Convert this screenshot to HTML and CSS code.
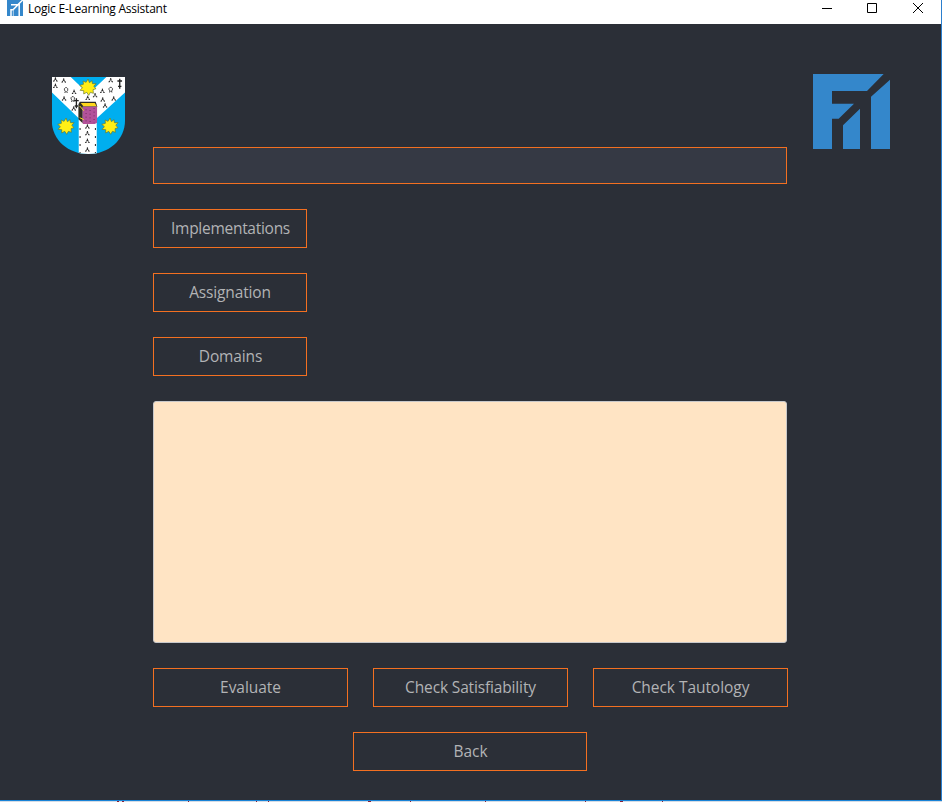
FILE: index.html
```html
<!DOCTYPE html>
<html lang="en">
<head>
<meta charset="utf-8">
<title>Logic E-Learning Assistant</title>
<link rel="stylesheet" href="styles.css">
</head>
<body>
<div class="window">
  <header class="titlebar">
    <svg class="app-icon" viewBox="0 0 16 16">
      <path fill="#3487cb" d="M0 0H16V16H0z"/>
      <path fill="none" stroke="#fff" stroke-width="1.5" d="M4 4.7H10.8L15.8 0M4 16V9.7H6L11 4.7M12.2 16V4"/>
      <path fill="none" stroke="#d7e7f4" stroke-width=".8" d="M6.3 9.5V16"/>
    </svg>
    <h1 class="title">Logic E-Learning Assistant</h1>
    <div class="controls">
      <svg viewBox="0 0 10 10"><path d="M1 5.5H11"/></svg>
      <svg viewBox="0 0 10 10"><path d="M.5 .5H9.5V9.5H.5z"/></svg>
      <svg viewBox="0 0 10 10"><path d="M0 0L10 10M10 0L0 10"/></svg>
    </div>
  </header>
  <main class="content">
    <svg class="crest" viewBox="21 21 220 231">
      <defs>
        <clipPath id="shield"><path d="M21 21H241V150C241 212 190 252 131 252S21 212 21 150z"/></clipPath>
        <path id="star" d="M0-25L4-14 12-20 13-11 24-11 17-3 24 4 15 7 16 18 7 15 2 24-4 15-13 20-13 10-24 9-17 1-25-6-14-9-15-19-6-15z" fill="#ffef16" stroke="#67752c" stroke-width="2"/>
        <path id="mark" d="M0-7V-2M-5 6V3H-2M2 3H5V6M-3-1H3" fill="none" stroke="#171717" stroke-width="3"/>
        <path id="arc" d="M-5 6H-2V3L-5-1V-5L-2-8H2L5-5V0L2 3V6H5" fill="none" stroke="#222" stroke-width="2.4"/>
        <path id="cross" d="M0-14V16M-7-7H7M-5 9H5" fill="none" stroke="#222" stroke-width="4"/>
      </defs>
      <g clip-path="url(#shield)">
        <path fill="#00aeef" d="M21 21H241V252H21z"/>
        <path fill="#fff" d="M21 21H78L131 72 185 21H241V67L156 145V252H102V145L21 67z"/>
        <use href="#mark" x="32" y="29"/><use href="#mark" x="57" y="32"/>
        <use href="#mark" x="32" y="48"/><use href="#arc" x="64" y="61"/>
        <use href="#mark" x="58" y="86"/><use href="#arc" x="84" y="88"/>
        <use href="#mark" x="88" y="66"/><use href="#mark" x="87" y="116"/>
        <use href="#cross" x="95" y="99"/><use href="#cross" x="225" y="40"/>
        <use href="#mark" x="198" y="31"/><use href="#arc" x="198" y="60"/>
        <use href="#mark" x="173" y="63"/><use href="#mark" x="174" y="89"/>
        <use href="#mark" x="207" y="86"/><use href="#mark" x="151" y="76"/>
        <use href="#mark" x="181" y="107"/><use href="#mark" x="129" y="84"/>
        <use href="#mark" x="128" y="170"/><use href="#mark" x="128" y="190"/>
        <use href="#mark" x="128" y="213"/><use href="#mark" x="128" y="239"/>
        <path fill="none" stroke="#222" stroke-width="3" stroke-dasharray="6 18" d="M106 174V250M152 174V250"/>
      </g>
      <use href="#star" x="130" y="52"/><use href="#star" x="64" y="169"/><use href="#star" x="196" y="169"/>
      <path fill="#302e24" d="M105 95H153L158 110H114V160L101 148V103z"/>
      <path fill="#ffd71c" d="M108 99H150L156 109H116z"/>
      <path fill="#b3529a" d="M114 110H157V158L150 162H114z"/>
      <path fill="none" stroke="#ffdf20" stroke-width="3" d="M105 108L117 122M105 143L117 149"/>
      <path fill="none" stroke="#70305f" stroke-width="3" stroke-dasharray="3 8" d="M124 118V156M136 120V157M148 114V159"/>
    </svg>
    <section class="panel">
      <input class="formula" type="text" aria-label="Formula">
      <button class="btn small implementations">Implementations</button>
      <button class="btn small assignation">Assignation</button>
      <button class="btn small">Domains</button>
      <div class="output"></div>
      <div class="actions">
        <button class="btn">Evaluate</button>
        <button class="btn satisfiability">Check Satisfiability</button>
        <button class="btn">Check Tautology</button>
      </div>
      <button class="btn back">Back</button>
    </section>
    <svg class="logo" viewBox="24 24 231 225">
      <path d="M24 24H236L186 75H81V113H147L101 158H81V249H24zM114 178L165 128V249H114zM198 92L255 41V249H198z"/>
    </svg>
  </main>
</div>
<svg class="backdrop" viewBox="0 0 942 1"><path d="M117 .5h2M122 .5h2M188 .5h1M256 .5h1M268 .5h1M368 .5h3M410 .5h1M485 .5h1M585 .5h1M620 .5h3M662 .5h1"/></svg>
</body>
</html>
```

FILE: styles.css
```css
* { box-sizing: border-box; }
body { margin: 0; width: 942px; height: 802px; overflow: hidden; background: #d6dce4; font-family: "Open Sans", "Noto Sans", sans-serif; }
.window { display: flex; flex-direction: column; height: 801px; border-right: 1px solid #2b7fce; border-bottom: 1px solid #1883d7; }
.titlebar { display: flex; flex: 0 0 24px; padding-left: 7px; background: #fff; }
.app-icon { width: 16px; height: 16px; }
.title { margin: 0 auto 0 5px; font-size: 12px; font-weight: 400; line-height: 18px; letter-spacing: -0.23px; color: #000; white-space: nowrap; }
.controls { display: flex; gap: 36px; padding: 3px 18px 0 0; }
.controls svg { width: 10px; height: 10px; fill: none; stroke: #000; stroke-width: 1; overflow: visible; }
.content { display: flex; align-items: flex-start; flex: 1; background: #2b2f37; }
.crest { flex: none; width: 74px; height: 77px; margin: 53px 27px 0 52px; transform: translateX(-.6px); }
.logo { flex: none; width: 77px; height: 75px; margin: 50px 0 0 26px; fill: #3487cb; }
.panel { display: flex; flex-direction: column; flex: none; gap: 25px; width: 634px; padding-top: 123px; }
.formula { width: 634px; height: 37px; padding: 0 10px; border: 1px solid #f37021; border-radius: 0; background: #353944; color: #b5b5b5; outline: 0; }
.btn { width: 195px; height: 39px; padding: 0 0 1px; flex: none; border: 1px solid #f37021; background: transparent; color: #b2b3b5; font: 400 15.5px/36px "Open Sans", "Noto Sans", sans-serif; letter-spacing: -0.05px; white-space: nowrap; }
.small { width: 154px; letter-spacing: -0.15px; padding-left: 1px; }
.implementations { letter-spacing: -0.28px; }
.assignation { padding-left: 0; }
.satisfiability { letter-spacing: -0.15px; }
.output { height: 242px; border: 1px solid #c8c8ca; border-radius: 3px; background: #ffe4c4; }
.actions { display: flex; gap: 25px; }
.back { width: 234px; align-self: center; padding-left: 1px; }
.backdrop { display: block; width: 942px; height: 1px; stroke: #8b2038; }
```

---*---

Exclude the images, then output the data above word for word.

**Output for this exercise:**
Convert this screenshot to HTML and CSS code.
FILE: index.html
```html
<!DOCTYPE html>
<html lang="en">
<head>
<meta charset="utf-8">
<title>Logic E-Learning Assistant</title>
<link rel="stylesheet" href="styles.css">
</head>
<body>
<div class="window">
  <header class="titlebar">
    <svg class="app-icon" viewBox="0 0 16 16">
      <path fill="#3487cb" d="M0 0H16V16H0z"/>
      <path fill="none" stroke="#fff" stroke-width="1.5" d="M4 4.7H10.8L15.8 0M4 16V9.7H6L11 4.7M12.2 16V4"/>
      <path fill="none" stroke="#d7e7f4" stroke-width=".8" d="M6.3 9.5V16"/>
    </svg>
    <h1 class="title">Logic E-Learning Assistant</h1>
    <div class="controls">
      <svg viewBox="0 0 10 10"><path d="M1 5.5H11"/></svg>
      <svg viewBox="0 0 10 10"><path d="M.5 .5H9.5V9.5H.5z"/></svg>
      <svg viewBox="0 0 10 10"><path d="M0 0L10 10M10 0L0 10"/></svg>
    </div>
  </header>
  <main class="content">
    <svg class="crest" viewBox="21 21 220 231">
      <defs>
        <clipPath id="shield"><path d="M21 21H241V150C241 212 190 252 131 252S21 212 21 150z"/></clipPath>
        <path id="star" d="M0-25L4-14 12-20 13-11 24-11 17-3 24 4 15 7 16 18 7 15 2 24-4 15-13 20-13 10-24 9-17 1-25-6-14-9-15-19-6-15z" fill="#ffef16" stroke="#67752c" stroke-width="2"/>
        <path id="mark" d="M0-7V-2M-5 6V3H-2M2 3H5V6M-3-1H3" fill="none" stroke="#171717" stroke-width="3"/>
        <path id="arc" d="M-5 6H-2V3L-5-1V-5L-2-8H2L5-5V0L2 3V6H5" fill="none" stroke="#222" stroke-width="2.4"/>
        <path id="cross" d="M0-14V16M-7-7H7M-5 9H5" fill="none" stroke="#222" stroke-width="4"/>
      </defs>
      <g clip-path="url(#shield)">
        <path fill="#00aeef" d="M21 21H241V252H21z"/>
        <path fill="#fff" d="M21 21H78L131 72 185 21H241V67L156 145V252H102V145L21 67z"/>
        <use href="#mark" x="32" y="29"/><use href="#mark" x="57" y="32"/>
        <use href="#mark" x="32" y="48"/><use href="#arc" x="64" y="61"/>
        <use href="#mark" x="58" y="86"/><use href="#arc" x="84" y="88"/>
        <use href="#mark" x="88" y="66"/><use href="#mark" x="87" y="116"/>
        <use href="#cross" x="95" y="99"/><use href="#cross" x="225" y="40"/>
        <use href="#mark" x="198" y="31"/><use href="#arc" x="198" y="60"/>
        <use href="#mark" x="173" y="63"/><use href="#mark" x="174" y="89"/>
        <use href="#mark" x="207" y="86"/><use href="#mark" x="151" y="76"/>
        <use href="#mark" x="181" y="107"/><use href="#mark" x="129" y="84"/>
        <use href="#mark" x="128" y="170"/><use href="#mark" x="128" y="190"/>
        <use href="#mark" x="128" y="213"/><use href="#mark" x="128" y="239"/>
        <path fill="none" stroke="#222" stroke-width="3" stroke-dasharray="6 18" d="M106 174V250M152 174V250"/>
      </g>
      <use href="#star" x="130" y="52"/><use href="#star" x="64" y="169"/><use href="#star" x="196" y="169"/>
      <path fill="#302e24" d="M105 95H153L158 110H114V160L101 148V103z"/>
      <path fill="#ffd71c" d="M108 99H150L156 109H116z"/>
      <path fill="#b3529a" d="M114 110H157V158L150 162H114z"/>
      <path fill="none" stroke="#ffdf20" stroke-width="3" d="M105 108L117 122M105 143L117 149"/>
      <path fill="none" stroke="#70305f" stroke-width="3" stroke-dasharray="3 8" d="M124 118V156M136 120V157M148 114V159"/>
    </svg>
    <section class="panel">
      <input class="formula" type="text" aria-label="Formula">
      <button class="btn small implementations">Implementations</button>
      <button class="btn small assignation">Assignation</button>
      <button class="btn small">Domains</button>
      <div class="output"></div>
      <div class="actions">
        <button class="btn">Evaluate</button>
        <button class="btn satisfiability">Check Satisfiability</button>
        <button class="btn">Check Tautology</button>
      </div>
      <button class="btn back">Back</button>
    </section>
    <svg class="logo" viewBox="24 24 231 225">
      <path d="M24 24H236L186 75H81V113H147L101 158H81V249H24zM114 178L165 128V249H114zM198 92L255 41V249H198z"/>
    </svg>
  </main>
</div>
<svg class="backdrop" viewBox="0 0 942 1"><path d="M117 .5h2M122 .5h2M188 .5h1M256 .5h1M268 .5h1M368 .5h3M410 .5h1M485 .5h1M585 .5h1M620 .5h3M662 .5h1"/></svg>
</body>
</html>
```

FILE: styles.css
```css
* { box-sizing: border-box; }
body { margin: 0; width: 942px; height: 802px; overflow: hidden; background: #d6dce4; font-family: "Open Sans", "Noto Sans", sans-serif; }
.window { display: flex; flex-direction: column; height: 801px; border-right: 1px solid #2b7fce; border-bottom: 1px solid #1883d7; }
.titlebar { display: flex; flex: 0 0 24px; padding-left: 7px; background: #fff; }
.app-icon { width: 16px; height: 16px; }
.title { margin: 0 auto 0 5px; font-size: 12px; font-weight: 400; line-height: 18px; letter-spacing: -0.23px; color: #000; white-space: nowrap; }
.controls { display: flex; gap: 36px; padding: 3px 18px 0 0; }
.controls svg { width: 10px; height: 10px; fill: none; stroke: #000; stroke-width: 1; overflow: visible; }
.content { display: flex; align-items: flex-start; flex: 1; background: #2b2f37; }
.crest { flex: none; width: 74px; height: 77px; margin: 53px 27px 0 52px; transform: translateX(-.6px); }
.logo { flex: none; width: 77px; height: 75px; margin: 50px 0 0 26px; fill: #3487cb; }
.panel { display: flex; flex-direction: column; flex: none; gap: 25px; width: 634px; padding-top: 123px; }
.formula { width: 634px; height: 37px; padding: 0 10px; border: 1px solid #f37021; border-radius: 0; background: #353944; color: #b5b5b5; outline: 0; }
.btn { width: 195px; height: 39px; padding: 0 0 1px; flex: none; border: 1px solid #f37021; background: transparent; color: #b2b3b5; font: 400 15.5px/36px "Open Sans", "Noto Sans", sans-serif; letter-spacing: -0.05px; white-space: nowrap; }
.small { width: 154px; letter-spacing: -0.15px; padding-left: 1px; }
.implementations { letter-spacing: -0.28px; }
.assignation { padding-left: 0; }
.satisfiability { letter-spacing: -0.15px; }
.output { height: 242px; border: 1px solid #c8c8ca; border-radius: 3px; background: #ffe4c4; }
.actions { display: flex; gap: 25px; }
.back { width: 234px; align-self: center; padding-left: 1px; }
.backdrop { display: block; width: 942px; height: 1px; stroke: #8b2038; }
```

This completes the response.